--- Start Records to process ---

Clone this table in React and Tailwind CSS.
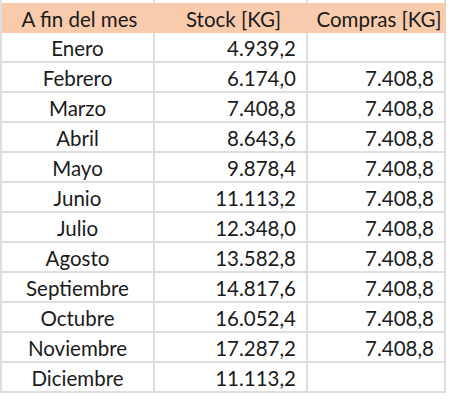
const rows = [
  ["Enero", "4.939,2", ""],
  ["Febrero", "6.174,0", "7.408,8"],
  ["Marzo", "7.408,8", "7.408,8"],
  ["Abril", "8.643,6", "7.408,8"],
  ["Mayo", "9.878,4", "7.408,8"],
  ["Junio", "11.113,2", "7.408,8"],
  ["Julio", "12.348,0", "7.408,8"],
  ["Agosto", "13.582,8", "7.408,8"],
  ["Septiembre", "14.817,6", "7.408,8"],
  ["Octubre", "16.052,4", "7.408,8"],
  ["Noviembre", "17.287,2", "7.408,8"],
  ["Diciembre", "11.113,2", ""],
];

export default function App() {
  return (
    <div
      className="w-[452px] h-[402px] bg-white overflow-hidden text-[#1b1b1b] text-[20.5px]"
      style={{ fontFamily: "Lato, 'Open Sans', sans-serif" }}
    >
      <div className="w-[446px]">
        <div className="grid grid-cols-[155px_153px_138px] h-[3px]">
          <div className="border-l-2 border-r-2 border-[#dedede]" />
          <div className="border-r-2 border-[#dedede]" />
          <div className="border-r-2 border-[#dedede]" />
        </div>
        <div className="grid grid-cols-[155px_153px_138px] h-[30px] bg-[#f8cbad] border-l-2 border-[#dedede]">
          <div className="flex items-center justify-center leading-none pt-[2px]">A fin del mes</div>
          <div className="flex items-center justify-center leading-none pt-[2px]">Stock [KG]</div>
          <div className="flex items-center justify-center leading-none pt-[2px]">Compras [KG]</div>
        </div>
        {rows.map((r) => (
          <div key={r[0]} className="grid grid-cols-[155px_153px_138px] h-[30px]">
            <div className="flex items-center justify-center pt-[3px] border-l-2 border-r-2 border-b-2 border-[#dedede] leading-none">
              {r[0]}
            </div>
            <div className="flex items-center justify-end pt-[3px] pr-[10px] border-r-2 border-b-2 border-[#dedede] leading-none">
              {r[1]}
            </div>
            <div className="flex items-center justify-end pt-[3px] pr-[10px] border-r-2 border-b-2 border-[#dedede] leading-none">
              {r[2]}
            </div>
          </div>
        ))}
      </div>
    </div>
  );
}
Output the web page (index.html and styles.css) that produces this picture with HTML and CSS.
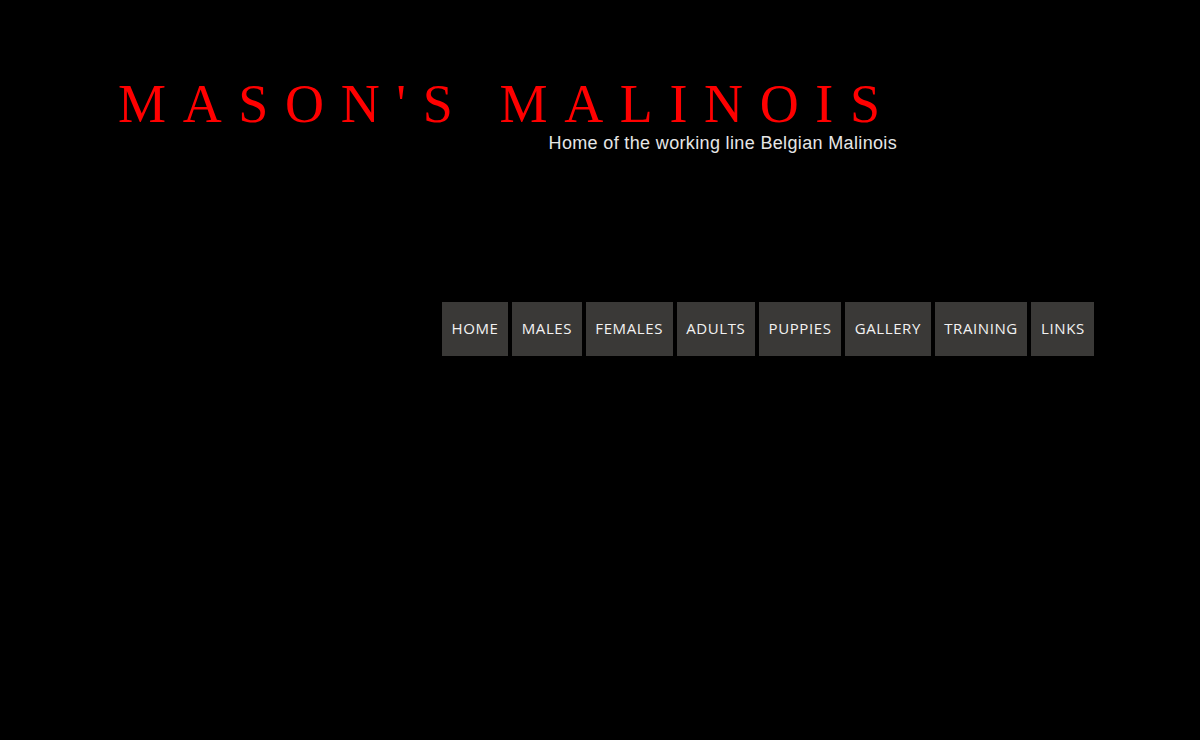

--- End Records to process ---

* **Task objective**:
The material above must be printed exactly, with its pictures left out.

* **Output for this task**:
Clone this table in React and Tailwind CSS.
const rows = [
  ["Enero", "4.939,2", ""],
  ["Febrero", "6.174,0", "7.408,8"],
  ["Marzo", "7.408,8", "7.408,8"],
  ["Abril", "8.643,6", "7.408,8"],
  ["Mayo", "9.878,4", "7.408,8"],
  ["Junio", "11.113,2", "7.408,8"],
  ["Julio", "12.348,0", "7.408,8"],
  ["Agosto", "13.582,8", "7.408,8"],
  ["Septiembre", "14.817,6", "7.408,8"],
  ["Octubre", "16.052,4", "7.408,8"],
  ["Noviembre", "17.287,2", "7.408,8"],
  ["Diciembre", "11.113,2", ""],
];

export default function App() {
  return (
    <div
      className="w-[452px] h-[402px] bg-white overflow-hidden text-[#1b1b1b] text-[20.5px]"
      style={{ fontFamily: "Lato, 'Open Sans', sans-serif" }}
    >
      <div className="w-[446px]">
        <div className="grid grid-cols-[155px_153px_138px] h-[3px]">
          <div className="border-l-2 border-r-2 border-[#dedede]" />
          <div className="border-r-2 border-[#dedede]" />
          <div className="border-r-2 border-[#dedede]" />
        </div>
        <div className="grid grid-cols-[155px_153px_138px] h-[30px] bg-[#f8cbad] border-l-2 border-[#dedede]">
          <div className="flex items-center justify-center leading-none pt-[2px]">A fin del mes</div>
          <div className="flex items-center justify-center leading-none pt-[2px]">Stock [KG]</div>
          <div className="flex items-center justify-center leading-none pt-[2px]">Compras [KG]</div>
        </div>
        {rows.map((r) => (
          <div key={r[0]} className="grid grid-cols-[155px_153px_138px] h-[30px]">
            <div className="flex items-center justify-center pt-[3px] border-l-2 border-r-2 border-b-2 border-[#dedede] leading-none">
              {r[0]}
            </div>
            <div className="flex items-center justify-end pt-[3px] pr-[10px] border-r-2 border-b-2 border-[#dedede] leading-none">
              {r[1]}
            </div>
            <div className="flex items-center justify-end pt-[3px] pr-[10px] border-r-2 border-b-2 border-[#dedede] leading-none">
              {r[2]}
            </div>
          </div>
        ))}
      </div>
    </div>
  );
}
Output the web page (index.html and styles.css) that produces this picture with HTML and CSS.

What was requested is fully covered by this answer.